Retail is an art. M-commerce won’t likely make you miraculously sell more things but reduce your chance to up-sell or cross-sell. Think you can sell groceries online and make a profit? Just know for over 10 years no company in the world has ever come close to making money, and not for a lack of trying.
In a world where the retail experience is removed, you compete only on price. Uber, Lyft, Hailo, Sidecar, BlaBlaCar, Djump and one of a hundred other companies competing for the future of personal transportation may think they can differentiate, but I see a future where all ride-share companies are forced down on price. Which, when you are spending money to recruit drivers and users and have product parity, just ends in nobody making money.

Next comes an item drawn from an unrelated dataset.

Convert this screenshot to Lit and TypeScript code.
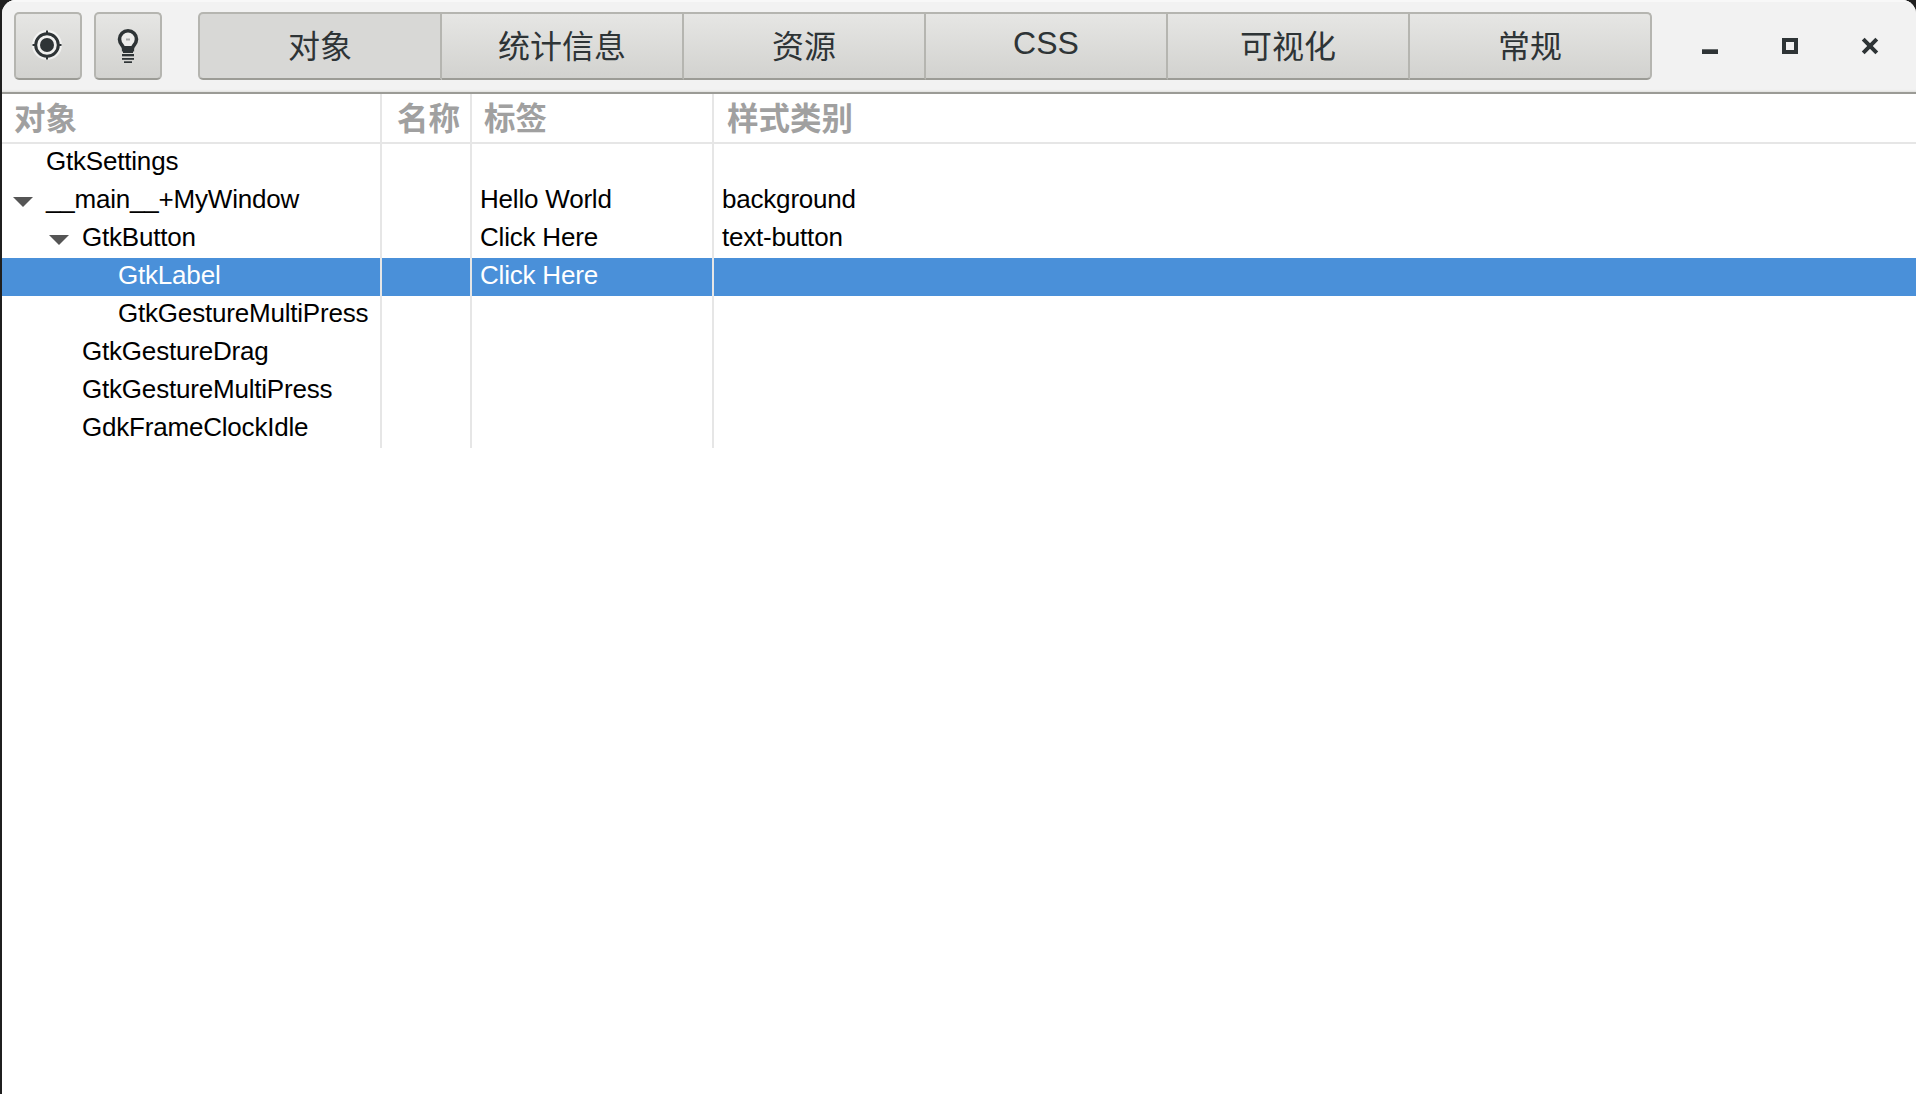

The Internet is removing friction but that is often where the margin was made. LinkedIn seems to connect people and jobs to the detriment of recruitment agencies. And look at Groupon — a company that’s not only managed to make a huge loss over its lifetime, but also led to a culture where few people are willing to pay full price for a massage or haircut again.
The Internet has taken services we’d historically needed, loved, and been willing to pay a price for, and given us Skype, WhatsApp, Viber and Line to ensure telecommunications companies or mobile operators could never again charge for international calls or text messages.
Above all else we’ve spoiled people; I’d say we are becoming the most demanding customers ever. But we are not customers, we are users, we don’t pay. In fact we don’t pay any money, we have no contract, no loyalty, we flock to the latest shiniest thing and it’s easier to do than ever, we are the people you wished would be a parasite on your competitors servers, but when new economic metrics value users above all else, we all become prized.
In our desperation to count users, we forgot to make money, the assumed byproduct that never materialized. Perhaps the Internet killed the profit margin and also common sense.